Log management pipeline in Elasticsearch - Time & Space Complexity
When managing logs with Elasticsearch, it's important to know how the processing time changes as more logs come in.
We want to understand how the pipeline handles growing amounts of log data.
Analyze the time complexity of the following Elasticsearch ingest pipeline configuration.
PUT _ingest/pipeline/log_pipeline
{
"processors": [
{ "grok": { "field": "message", "patterns": ["%{COMMONAPACHELOG}"] } },
{ "date": { "field": "timestamp", "formats": ["dd/MMM/yyyy:HH:mm:ss Z"] } },
{ "geoip": { "field": "client_ip" } }
]
}
This pipeline parses log messages, extracts timestamps, and adds geo-location data for each log entry.

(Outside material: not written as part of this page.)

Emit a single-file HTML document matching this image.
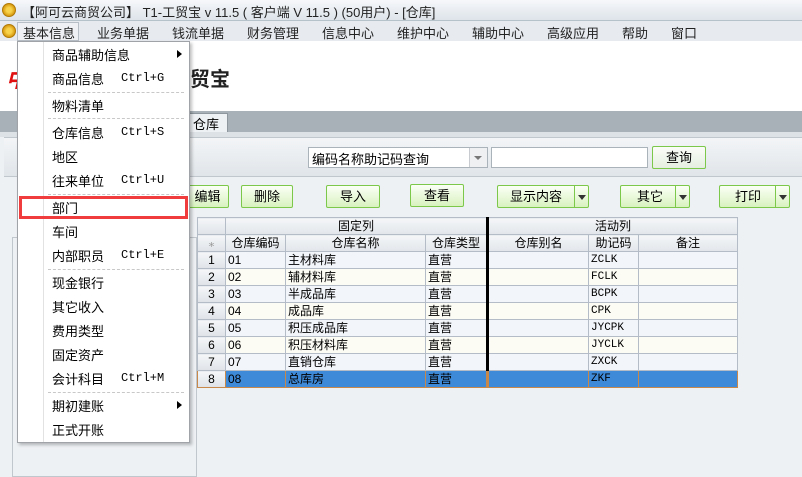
<!DOCTYPE html>
<html><head><meta charset="utf-8"><style>
*{margin:0;padding:0;box-sizing:border-box}
body{width:802px;height:477px;overflow:hidden;position:relative;font-family:"Liberation Sans","Noto Sans CJK SC","WenQuanYi Zen Hei",sans-serif;font-size:12px;color:#000;background:#eef1f4}
.a{position:absolute;white-space:nowrap}
.coin{width:14px;height:14px;border-radius:50%;background:radial-gradient(circle,#f7d24a 30%,#d89a10 70%);border:1px solid #b07a08}
.btn{position:absolute;height:23px;border:1px solid #7cc84a;border-radius:2px;background:linear-gradient(#fbfff6,#d8f2bf);text-align:center;line-height:21px;font-size:13px;white-space:nowrap}
.dd{position:absolute;top:0;right:0;width:14px;height:21px;border-left:1px solid #7cc84a}
.dd:after{content:"";position:absolute;left:3px;top:9px;border:4px solid transparent;border-top:5px solid #333}
table{border-collapse:collapse;position:absolute;left:197px;top:217px;font-size:12px;table-layout:fixed}
td{border:1px solid #b4bcc8;height:17px;line-height:15px;padding:0 2px;white-space:nowrap;overflow:hidden}
.h td{background:linear-gradient(#f4f6f8,#e2e6ea);text-align:center}
.r1 td{background:#f2f5fa}.r2 td{background:#fcfbf4}
.n{background:linear-gradient(#f4f6f8,#dfe3e8)!important;text-align:center}
.th{border-right:3px solid #000}
.sel td{background:#3f8ad8;border-color:#c8884a}
.mono{font-family:"Liberation Mono",monospace;font-size:11px}
.mi{position:absolute;left:52px;font-size:13px;white-space:nowrap}
.sc{position:absolute;left:121px;font-family:"Liberation Mono",monospace;font-size:12px;white-space:nowrap}
.sep{position:absolute;border-top:1px dashed #c8c8c8}
</style></head><body>
<div class="a" style="left:0;top:0;width:802px;height:21px;background:linear-gradient(#f6f8fa,#dde4ea);border-bottom:1px solid #b5c2ca"></div>
<div class="a coin" style="left:2px;top:3px"></div>
<div class="a" style="left:22px;top:2px;font-size:13px;color:#222">【阿可云商贸公司】 T1-工贸宝 v 11.5 ( 客户端 V 11.5 )  (50用户) - [仓库]</div>
<div class="a" style="left:0;top:21px;width:802px;height:20px;background:#e7ebf0"></div>
<div class="a coin" style="left:2px;top:24px"></div>
<div class="a" style="left:17px;top:22px;width:62px;height:19px;border:1px solid #b8bec6;background:#eef0f3"></div>
<div class="a" style="top:23px;left:0;font-size:13px;color:#222">
<span class="a" style="left:23px">基本信息</span><span class="a" style="left:97px">业务单据</span><span class="a" style="left:172px">钱流单据</span><span class="a" style="left:247px">财务管理</span><span class="a" style="left:322px">信息中心</span><span class="a" style="left:397px">维护中心</span><span class="a" style="left:472px">辅助中心</span><span class="a" style="left:547px">高级应用</span><span class="a" style="left:622px">帮助</span><span class="a" style="left:671px">窗口</span></div>
<div class="a" style="left:0;top:41px;width:802px;height:70px;background:#fff"></div>
<div class="a" style="left:6px;top:62px;color:#e01010;font-size:22px;font-weight:bold;font-style:italic">中</div>
<div class="a" style="left:190px;top:63px;font-size:20px;font-weight:bold;color:#222">贸宝</div>
<div class="a" style="left:0;top:111px;width:802px;height:21px;background:#a8b1b8"></div>
<div class="a" style="left:186px;top:113px;width:42px;height:19px;background:#eef1f4;border:1px solid #8e979e;border-bottom:none;font-size:13px;padding-left:6px">仓库</div>
<div class="a" style="left:0;top:132px;width:802px;height:5px;background:#dde2e6"></div>
<div class="a" style="left:4px;top:137px;width:798px;height:40px;background:linear-gradient(#f3f5f7,#e0e5e9);border-top:1px solid #c0c8ce;border-bottom:1px solid #c0c8ce"></div>
<div class="a" style="left:308px;top:147px;width:180px;height:21px;background:#fff;border:1px solid #aab2ba;font-size:13px;padding:1px 3px">编码名称助记码查询</div>
<div class="a" style="left:469px;top:148px;width:18px;height:19px;background:#eef0f2;border-left:1px solid #c8ccd0"></div>
<div class="a" style="left:474px;top:156px;border:4px solid transparent;border-top:4px solid #777"></div>
<div class="a" style="left:491px;top:147px;width:157px;height:21px;background:#fff;border:1px solid #aab2ba"></div>
<div class="btn" style="left:652px;top:146px;width:54px;background:linear-gradient(#fbfdf8,#e4eee0)">查询</div>
<div class="a" style="left:12px;top:237px;width:185px;height:240px;border:1px solid #c0c7cd;background:#eef1f4"></div>
<div class="btn" style="left:186px;top:185px;width:43px">编辑</div>
<div class="btn" style="left:241px;top:185px;width:52px">删除</div>
<div class="btn" style="left:326px;top:185px;width:54px">导入</div>
<div class="btn" style="left:410px;top:184px;width:54px">查看</div>
<div class="btn" style="left:497px;top:185px;width:92px;text-align:left;padding-left:12px">显示内容<span class="dd"></span></div>
<div class="btn" style="left:620px;top:185px;width:70px;text-align:left;padding-left:16px">其它<span class="dd"></span></div>
<div class="btn" style="left:719px;top:185px;width:71px;text-align:left;padding-left:15px">打印<span class="dd"></span></div>
<table>
<colgroup><col style="width:28px"><col style="width:60px"><col style="width:140px"><col style="width:62px"><col style="width:101px"><col style="width:50px"><col style="width:99px"></colgroup>
<tr class="h"><td class="n"></td><td colspan="3" class="th">固定列</td><td colspan="3">活动列</td></tr>
<tr class="h"><td class="n" style="color:#999">⁎</td><td>仓库编码</td><td>仓库名称</td><td class="th">仓库类型</td><td>仓库别名</td><td>助记码</td><td>备注</td></tr>
<tr class="r1"><td class="n">1</td><td>01</td><td>主材料库</td><td class="th">直营</td><td></td><td class="mono">ZCLK</td><td></td></tr>
<tr class="r2"><td class="n">2</td><td>02</td><td>辅材料库</td><td class="th">直营</td><td></td><td class="mono">FCLK</td><td></td></tr>
<tr class="r1"><td class="n">3</td><td>03</td><td>半成品库</td><td class="th">直营</td><td></td><td class="mono">BCPK</td><td></td></tr>
<tr class="r2"><td class="n">4</td><td>04</td><td>成品库</td><td class="th">直营</td><td></td><td class="mono">CPK</td><td></td></tr>
<tr class="r1"><td class="n">5</td><td>05</td><td>积压成品库</td><td class="th">直营</td><td></td><td class="mono">JYCPK</td><td></td></tr>
<tr class="r2"><td class="n">6</td><td>06</td><td>积压材料库</td><td class="th">直营</td><td></td><td class="mono">JYCLK</td><td></td></tr>
<tr class="r1"><td class="n">7</td><td>07</td><td>直销仓库</td><td class="th">直营</td><td></td><td class="mono">ZXCK</td><td></td></tr>
<tr class="sel"><td class="n">8</td><td>08</td><td>总库房</td><td class="th">直营</td><td></td><td class="mono">ZKF</td><td></td></tr>
</table>
<div class="a" style="left:17px;top:41px;width:173px;height:402px;background:#fff;border:1px solid #a0a4a8;box-shadow:2px 2px 3px rgba(0,0,0,.25)">
<div class="a" style="left:25px;top:0;width:1px;height:400px;background:#e2e2e2"></div>
</div>
<span class="mi" style="top:45px">商品辅助信息</span><span class="a" style="left:177px;top:50px;border:4px solid transparent;border-left:5px solid #000"></span>
<span class="mi" style="top:69px">商品信息</span><span class="sc" style="top:71px">Ctrl+G</span>
<div class="sep" style="top:92px;left:48px;width:136px"></div>
<span class="mi" style="top:96px">物料清单</span>
<div class="sep" style="top:118px;left:48px;width:136px"></div>
<span class="mi" style="top:123px">仓库信息</span><span class="sc" style="top:125px">Ctrl+S</span>
<span class="mi" style="top:147px">地区</span>
<span class="mi" style="top:171px">往来单位</span><span class="sc" style="top:173px">Ctrl+U</span>
<div class="sep" style="top:194px;left:48px;width:136px"></div>
<div class="a" style="left:19px;top:196px;width:169px;height:23px;border:3px solid #f03c3c"></div>
<span class="mi" style="top:198px">部门</span>
<span class="mi" style="top:222px">车间</span>
<span class="mi" style="top:246px">内部职员</span><span class="sc" style="top:248px">Ctrl+E</span>
<div class="sep" style="top:269px;left:48px;width:136px"></div>
<span class="mi" style="top:273px">现金银行</span>
<span class="mi" style="top:297px">其它收入</span>
<span class="mi" style="top:321px">费用类型</span>
<span class="mi" style="top:345px">固定资产</span>
<span class="mi" style="top:369px">会计科目</span><span class="sc" style="top:371px">Ctrl+M</span>
<div class="sep" style="top:392px;left:48px;width:136px"></div>
<span class="mi" style="top:396px">期初建账</span><span class="a" style="left:177px;top:401px;border:4px solid transparent;border-left:5px solid #000"></span>
<span class="mi" style="top:420px">正式开账</span>
</body></html>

Each log entry passes through the pipeline processors one by one.
- Primary operation: Processing each log entry through all processors (grok, date, geoip).
- How many times: Once per log entry, repeated for every log received.

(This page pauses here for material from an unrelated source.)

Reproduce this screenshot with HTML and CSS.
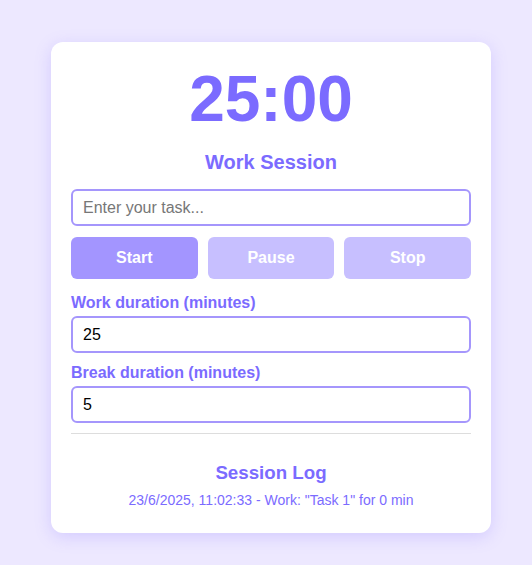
FILE: index.html
```html
<!DOCTYPE html>
<html>
<head>
<meta charset="utf-8">
<link rel="stylesheet" href="styles.css">
</head>
<body>
<div class="card">
  <div class="timer">25:00</div>
  <h2 class="mode">Work Session</h2>
  <input class="field" type="text" placeholder="Enter your task...">
  <div class="buttons">
    <button class="btn">Start</button>
    <button class="btn" disabled>Pause</button>
    <button class="btn" disabled>Stop</button>
  </div>
  <label class="label">Work duration (minutes)</label>
  <input class="field" type="number" value="25">
  <label class="label">Break duration (minutes)</label>
  <input class="field" type="number" value="5">
  <hr class="divider">
  <h3 class="log-title">Session Log</h3>
  <div class="log-entry">23/6/2025, 11:02:33 - Work: "Task 1" for 0 min</div>
</div>
</body>
</html>
```
FILE: styles.css
```css
html, body {
  margin: 0;
  padding: 0;
}
body {
  background: #ede8ff;
  font-family: "Liberation Sans", Arial, sans-serif;
  padding: 42px 41px 0 51px;
  height: 565px;
  box-sizing: border-box;
}
.card {
  width: 440px;
  box-sizing: border-box;
  background: #fff;
  border-radius: 12px;
  box-shadow: 0 4px 16px rgba(140, 120, 255, 0.25);
  padding: 20px 20px 25px;
  display: flex;
  flex-direction: column;
  color: #7b6bff;
}
.timer {
  font-size: 64px;
  font-weight: bold;
  text-align: center;
  line-height: 74px;
  margin-top: 0;
}
.mode {
  font-size: 20px;
  font-weight: bold;
  text-align: center;
  margin: 15px 0 15px;
  line-height: 23px;
}
.field {
  display: block;
  width: 100%;
  box-sizing: border-box;
  height: 37px;
  border: 2px solid #a596fc;
  border-radius: 6px;
  padding: 0 10px;
  font-family: "Liberation Sans", Arial, sans-serif;
  font-size: 16px;
  color: #000;
  outline: none;
}
.field::placeholder {
  color: #777;
}
.field::-webkit-outer-spin-button,
.field::-webkit-inner-spin-button {
  -webkit-appearance: none;
  margin: 0;
}
.buttons {
  display: flex;
  gap: 10px;
  margin: 11px 0 13px;
}
.btn {
  flex: 1;
  height: 42px;
  border: none;
  border-radius: 6px;
  background: #a395ff;
  color: #fff;
  font-family: "Liberation Sans", Arial, sans-serif;
  font-size: 16px;
  font-weight: bold;
}
.btn:disabled {
  background: #c7bfff;
}
.label {
  font-size: 16px;
  font-weight: bold;
  line-height: 18px;
  margin: 2px 0 4px;
}
.field + .label {
  margin-top: 11px;
}
.divider {
  border: none;
  border-top: 1px solid #ddd;
  margin: 10px 0 0;
}
.log-title {
  font-size: 18.72px;
  font-weight: bold;
  text-align: center;
  margin: 28px 0 8px;
  line-height: 22px;
}
.log-entry {
  font-size: 14px;
  text-align: center;
  line-height: 16px;
}
```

As the number of logs increases, the total processing time grows proportionally.
| Input Size (n) | Approx. Operations |
|---|---|
| 10 | 10 x 3 = 30 processor runs |
| 100 | 100 x 3 = 300 processor runs |
| 1000 | 1000 x 3 = 3000 processor runs |
Pattern observation: The total work grows directly with the number of logs.
Time Complexity: O(n)
This means the processing time increases in a straight line as more logs come in.

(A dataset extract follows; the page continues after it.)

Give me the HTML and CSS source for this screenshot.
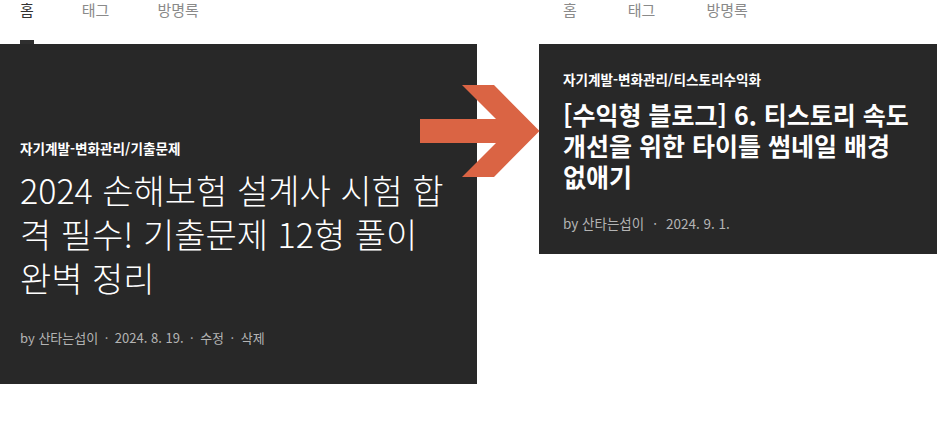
FILE: index.html
```html
<!DOCTYPE html>
<html lang="ko">
<head>
<meta charset="utf-8">
<link rel="stylesheet" href="styles.css">
</head>
<body>
<div class="stage">
  <section class="col col-left">
    <nav class="nav">
      <a class="nav-item active">홈</a>
      <a class="nav-item">태그</a>
      <a class="nav-item">방명록</a>
    </nav>
    <article class="card card-big">
      <div class="cat">자기계발-변화관리/기출문제</div>
      <h2 class="title title-big">2024 손해보험 설계사 시험 합격 필수! 기출문제 12형 풀이 완벽 정리</h2>
      <div class="meta">by 산타는섭이<span class="dot">·</span>2024. 8. 19.<span class="dot">·</span>수정<span class="dot">·</span>삭제</div>
    </article>
  </section>
  <section class="col col-right">
    <nav class="nav nav-right">
      <a class="nav-item">홈</a>
      <a class="nav-item">태그</a>
      <a class="nav-item">방명록</a>
    </nav>
    <article class="card card-small">
      <div class="cat cat-small">자기계발-변화관리/티스토리수익화</div>
      <h2 class="title title-small">[수익형 블로그] 6. 티스토리 속도 개선을 위한 타이틀 썸네일 배경 없애기</h2>
      <div class="meta meta-small">by 산타는섭이<span class="dot">·</span>2024. 9. 1.</div>
    </article>
  </section>
  <svg class="arrow" width="120" height="94" viewBox="420 84 120 94">
    <polygon points="420,119 496,119 462,85 494,85 539.5,131 494,177 462,177 496,143 420,143" fill="#da6444"/>
  </svg>
</div>
</body>
</html>
```
FILE: styles.css
```css
* { box-sizing: border-box; }
html, body { margin: 0; padding: 0; background: #fff; }
body {
  font-family: "Noto Sans CJK KR", "Noto Sans", sans-serif;
  width: 937px;
  height: 424px;
  overflow: hidden;
}
.stage {
  position: relative;
  display: flex;
  gap: 62px;
  align-items: flex-start;
}
.col-left { width: 477px; }
.col-right { width: 398px; }
.nav {
  display: flex;
  gap: 48px;
  height: 44px;
  padding-left: 20px;
}
.nav-right { padding-left: 24px; gap: 51px; }
.nav-item {
  display: block;
  height: 44px;
  font-size: 15px;
  line-height: 20px;
  color: #8a8a8a;
  text-decoration: none;
}
.nav-item.active {
  color: #333;
  border-bottom: 4px solid #2f2f2f;
}
.card {
  background: #282828;
  color: #fff;
}
.card-big {
  height: 340px;
  padding: 95px 20px 0 20px;
}
.card-small {
  height: 210px;
  padding: 26px 24px 0 24px;
}
.cat {
  font-size: 13.6px;
  font-weight: 700;
  line-height: 19px;
  color: #fff;
}
.title {
  margin: 0;
  color: #fff;
  word-break: break-all;
}
.title-big {
  margin-top: 10px;
  font-size: 34px;
  font-weight: 300;
  line-height: 44px;
}
.title-small {
  margin-top: 10px;
  font-size: 25px;
  font-weight: 700;
  line-height: 31px;
}
.meta {
  font-size: 13px;
  line-height: 19px;
  color: #b4b4b4;
  margin-top: 28px;
}
.dot { margin: 0 6.5px; }
.meta-small { margin-top: 22px; font-size: 13.5px; }
.meta-small .dot { margin: 0 9px; }
.arrow {
  position: absolute;
  left: 420px;
  top: 84px;
}
```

[X] Wrong: "Adding more processors won't affect processing time much."
[OK] Correct: Each processor adds work for every log, so more processors multiply the total time.
Understanding how log pipelines scale helps you design systems that handle growing data smoothly and predict performance.
"What if we added a conditional processor that only runs for some logs? How would the time complexity change?"